The starting point for any honest discussion about indigenous education must be the admission that it is, with few exceptions, a massive disaster and it has been so for a long time.
This disaster is explicable using the familiar market framework of supply and demand.
The supply-side concerns the provision of good teaching. It is not just a quantity issue, about how much teaching is available but, perhaps more significantly, the quality of that teaching. The demand-side concerns the desire for learning among the community, parents and students.
The supply-demand framework explains why the schools that supply education to the most privileged classes in our society provide much higher quality education and achieve better outcomes. Private schools supply good teaching because they have a strong demand from fee-paying parents.
This direct supply-demand market relationship between parents and the school in the private system is absent in public education. Instead, demand has traditionally come through the government, acting in the interests of parents and communities to ensure that quality education is available for their children.
But government is also the supplier of public education. In indigenous education in particular, but also in public education more broadly, the majority of resources in recent times have been devoted to the self-interest of this supply side. There has been a proliferation of initiatives regarding recruitment, professional development and support.
Our experience in Cape York has been that these supply initiatives have mainly focused on quantity – even then with mixed success – and have not given adequate attention to quality. The few success stories seem to be directly traceable to inspirational leadership at the school level, usually from the principal, rather than to government programs.
I believe that sustainable and widespread improvements in quality cannot come from this supply-side alone. Instead, governments need to take their demand-side role seriously again.
There is an urgent need for renewed commitment to school inspections, universal tests and other devices to ensure standards and to make schools accountable. In addition, high quality educational leadership must be given the opportunity to flourish, rather than being mired in strategies, policies and forms to fill out.
This also needs to be backed up by serious demand for learning from communities and parents. Unfortunately, this has often been lacking in Cape York due to wider social dysfunction, largely caused by alcohol addiction and passive welfare. For too many of our people, this has made the educational attainment of our children a low priority, if not an irrelevance.
However, dysfunction must not become a catch-all excuse for poor educational outcomes. Even in the worst situations, there are parents who are committed and who send their eager child to school with homework done and bellies full.
Yet we still aren't seeing positive educational outcomes from these children. The current educational system is still failing them.
We have no choice but to improve the public system because it will remain the dominant provider of primary and secondary schooling to our children in the Cape. Universal provision of high-quality public schooling is critical to social and economic development in the Cape.
But to see real change, we need to address the supply and demand sides of public education simultaneously. On the demand-side, as well as renewed real commitment to government accountability, we need strategies aimed at building the local demand for learning and quality teaching.

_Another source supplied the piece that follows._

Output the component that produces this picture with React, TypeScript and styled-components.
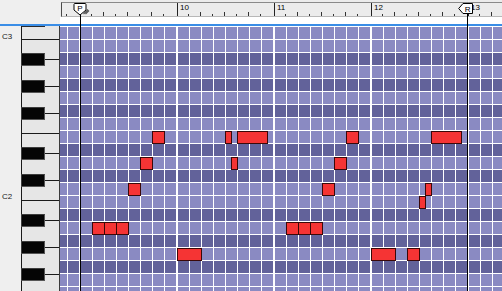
import styled, { createGlobalStyle } from 'styled-components';

// piano roll geometry (px)
const ROW_H = 13;
const BAR_W = 97;
const PITCHES = 21; // C3 down to E1
const BLACK_ROWS = [2, 4, 6, 9, 11, 14, 16, 18];
const EDGE_ROWS = [1, 8, 13, 20]; // C/B and F/E boundaries
const LABELS: Record<number, string> = { 0: 'C3', 12: 'C2' };
const BARS = [8, 9, 10, 11, 12, 13];

type Note = { row: number; bar: number; step: number; len: number };

const NOTES: Note[] = [
    { row: 8, bar: 0, step: 6, len: 1 },
    { row: 8, bar: 1, step: 4, len: 0.5 },
    { row: 8, bar: 1, step: 5, len: 2.5 },
    { row: 8, bar: 2, step: 6, len: 1 },
    { row: 8, bar: 3, step: 5, len: 2.5 },
    { row: 10, bar: 0, step: 5, len: 1 },
    { row: 10, bar: 1, step: 4.5, len: 0.5 },
    { row: 10, bar: 2, step: 5, len: 1 },
    { row: 12, bar: 0, step: 4, len: 1 },
    { row: 12, bar: 2, step: 4, len: 1 },
    { row: 12, bar: 3, step: 4.5, len: 0.5 },
    { row: 13, bar: 3, step: 4, len: 0.5 },
    { row: 15, bar: 0, step: 1, len: 1 },
    { row: 15, bar: 0, step: 2, len: 1 },
    { row: 15, bar: 0, step: 3, len: 1 },
    { row: 15, bar: 2, step: 1, len: 1 },
    { row: 15, bar: 2, step: 2, len: 1 },
    { row: 15, bar: 2, step: 3, len: 1 },
    { row: 17, bar: 1, step: 0, len: 2 },
    { row: 17, bar: 3, step: 0, len: 2 },
    { row: 17, bar: 3, step: 3, len: 1 },
];

// white cell lines of one bar: 2px bar line, then 1px line every 12px
const cellLines = () => {
    const stops = ['#fff 0 2px', 'transparent 2px 13px'];
    for (let k = 1; k < 8; k++) {
        const x = 1 + 12 * k;
        stops.push(`#fff ${x}px ${x + 1}px`, `transparent ${x + 1}px ${x + 12}px`);
    }
    return `linear-gradient(to right, ${stops.join(', ')})`;
};

const ticks = (from: number) => {
    const stops: string[] = [];
    for (let k = from; k < 8; k += 2) {
        const x = 12 * k;
        stops.push(`transparent ${x}px`, `#333 ${x}px ${x + 1}px`, `transparent ${x + 1}px`);
    }
    return `linear-gradient(to right, ${stops.join(', ')})`;
};

const GlobalStyle = createGlobalStyle`
    body {
        margin: 0;
        overflow: hidden;
        background: #efefef;
        font-family: "Liberation Sans", Arial, sans-serif;
    }
`;

export default function App() {
    return (
        <>
            <GlobalStyle />
            <Editor>
                <Corner />
                <RulerArea>
                    <Ruler>
                        <RulerTrack>
                            {BARS.map((b) => (
                                <RulerBar key={b}>{b > 9 ? b : ''}</RulerBar>
                            ))}
                        </RulerTrack>
                    </Ruler>
                    <RulerGap />
                </RulerArea>
                <BlueLine />

                <Keys>
                    <Labels>
                        {Array.from({ length: PITCHES }, (_, i) => (
                            <LabelRow key={i}>{LABELS[i] ?? ''}</LabelRow>
                        ))}
                    </Labels>
                    <Keyboard>
                        {Array.from({ length: PITCHES }, (_, i) =>
                            BLACK_ROWS.includes(i) ? (
                                <KeyRow key={i}>
                                    <BlackKey />
                                    <KeySplit />
                                </KeyRow>
                            ) : (
                                <KeyRow key={i} $edge={EDGE_ROWS.includes(i)} $stub={i === 0} />
                            )
                        )}
                    </Keyboard>
                </Keys>

                <GridArea>
                    {Array.from({ length: PITCHES }, (_, i) => (
                        <GridRow key={i} $dark={BLACK_ROWS.includes(i)} />
                    ))}
                    {NOTES.map((n, i) => (
                        <NoteBox
                            key={i}
                            style={{
                                left: 20 + BAR_W * n.bar + 12 * n.step,
                                top: 1 + ROW_H * n.row,
                                width: 12 * n.len + 1,
                            }}
                        />
                    ))}
                </GridArea>

                <Locator $x={80} $top={10} />
                <Locator $x={467} $top={13} />

                <Marker $x={73} viewBox="0 0 16 13" width={16} height={13}>
                    <path d="M1.5 0.5 H12 A1 1 0 0 1 13 1.5 V7 L7 12 L1 7 V1.5 A1 1 0 0 1 1.5 0.5 Z" fill="#fff" stroke="#000" />
                    <path d="M10.5 11 L15 6.5 M12.5 11 L16 7.5" stroke="#555" strokeWidth="1.2" />
                    <text x="7" y="8" fontSize="8" textAnchor="middle" fontFamily="Liberation Sans, sans-serif">P</text>
                </Marker>
                <Marker $x={458} viewBox="0 0 16 12" width={16} height={12}>
                    <path d="M5 0.5 H14.5 V10.5 H5 L0.7 5.5 Z" fill="#fff" stroke="#000" />
                    <text x="9.7" y="8.6" fontSize="8" textAnchor="middle" fontFamily="Liberation Sans, sans-serif">R</text>
                </Marker>
            </Editor>
        </>
    );
}

const Editor = styled.div`
    position: relative;
    width: 502px;
    height: 291px;
    overflow: hidden;
    display: grid;
    grid-template-columns: 60px 1fr;
    grid-template-rows: 24px 2px 1fr;
    background: #efefef;
`;

const Corner = styled.div`
    background: #efefef;
`;

const RulerArea = styled.div`
    display: flex;
    flex-direction: column;
    padding: 2px 0 0 1px;
    background: #ececec;
`;

const Ruler = styled.div`
    height: 15px;
    box-sizing: border-box;
    border-top: 1px solid #8a8a8a;
    border-left: 1px solid #4a4a4a;
    border-bottom: 1px solid #b8b8b8;
    overflow: hidden;
`;

const RulerTrack = styled.div`
    display: flex;
    margin-left: -79px;
    height: 100%;
`;

const RulerBar = styled.div`
    flex: 0 0 ${BAR_W}px;
    box-sizing: border-box;
    border-left: 1px solid #222;
    padding: 0 0 0 2px;
    font-size: 8px;
    line-height: 9px;
    color: #000;
    background-image: ${ticks(2)}, ${ticks(1)};
    background-origin: border-box;
    background-repeat: no-repeat;
    background-size: ${BAR_W}px 4px, ${BAR_W}px 2px;
    background-position: -1px 100%, -1px 100%;
`;

const RulerGap = styled.div`
    flex: 1;
    margin-left: -1px;
    background: #fff;
`;

const BlueLine = styled.div`
    grid-column: 1 / -1;
    background: #3a8de6;
`;

const Keys = styled.div`
    display: flex;
`;

const Labels = styled.div`
    width: 21px;
    display: flex;
    flex-direction: column;
`;

const LabelRow = styled.div`
    flex: 0 0 ${ROW_H}px;
    box-sizing: border-box;
    padding: 4px 0 0 2px;
    font-size: 8px;
    line-height: 13px;
    color: #1a1a1a;
`;

const Keyboard = styled.div`
    width: 39px;
    box-sizing: border-box;
    border-left: 1px solid #1a1a1a;
    border-right: 1px solid #3a3a3a;
    display: flex;
    flex-direction: column;
    background: #e6e6e6;
`;

const KeyRow = styled.div<{ $edge?: boolean; $stub?: boolean }>`
    flex: 0 0 ${ROW_H}px;
    display: flex;
    align-items: flex-start;
    box-shadow: ${(p) => (p.$edge ? 'inset 0 1px #1a1a1a' : 'none')};
    background: ${(p) =>
        p.$stub ? 'linear-gradient(#2a2a2a, #2a2a2a) no-repeat -1px 0 / 24px 1px, #e6e6e6' : '#e6e6e6'};
`;

const BlackKey = styled.div`
    width: 24px;
    height: 13px;
    margin: 1px 0 0 -1px;
    box-sizing: border-box;
    background: #050505;
    border: 1px solid #3c3c3c;
    border-right-color: #555;
    border-bottom-color: #555;
`;

const KeySplit = styled.div`
    flex: 1;
    height: 1px;
    margin-top: 7px;
    background: #1a1a1a;
`;

const GridArea = styled.div`
    position: relative;
    overflow: hidden;
    display: flex;
    flex-direction: column;
    gap: 1px;
    padding-top: 1px;
    background: #fff;
`;

const GridRow = styled.div<{ $dark: boolean }>`
    flex: 0 0 12px;
    background-color: ${(p) => (p.$dark ? '#62629a' : '#8a8ac2')};
    background-image: ${cellLines()};
    background-size: ${BAR_W}px 100%;
    background-position: 19px 0;
`;

const NoteBox = styled.div`
    position: absolute;
    height: 13px;
    box-sizing: border-box;
    background: #f53434;
    border: 1px solid #3a0808;
`;

const Locator = styled.div<{ $x: number; $top: number }>`
    position: absolute;
    left: ${(p) => p.$x}px;
    top: ${(p) => p.$top}px;
    bottom: 0;
    width: 1px;
    background: #000;
`;

const Marker = styled.svg<{ $x: number }>`
    position: absolute;
    left: ${(p) => p.$x}px;
    top: 3px;
    overflow: visible;
`;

Education needs to be exciting and culturally engaging to encourage parental and community interest. But, if necessary, we need to be prepared to tie parental benefits to school attendance and involvement by their children.
We also need to continue to address the roots of social dysfunction through continued support for alcohol management plans, engaging families in money management, and continuing to tackle passive welfare.
However, we cannot wait for the social situation to fix itself on the demand side. We must believe that good schools can transcend bad social circumstances – and so we must also work on building up good schools.
To this end, we need a government that is concerned with the quality of supply, not simply quantity. Government needs to commit to sending the best teachers to struggling indigenous schools, and to reducing the rapid turnover. I am convinced that educational leadership is the key here, but it needs to be demonstrated through commitment on the ground, not further repetition of fine policy theory.
Together in true partnership, communities and government have the capacity to address the crisis in indigenous education. It needs real commitment to reform – but we owe our children nothing less.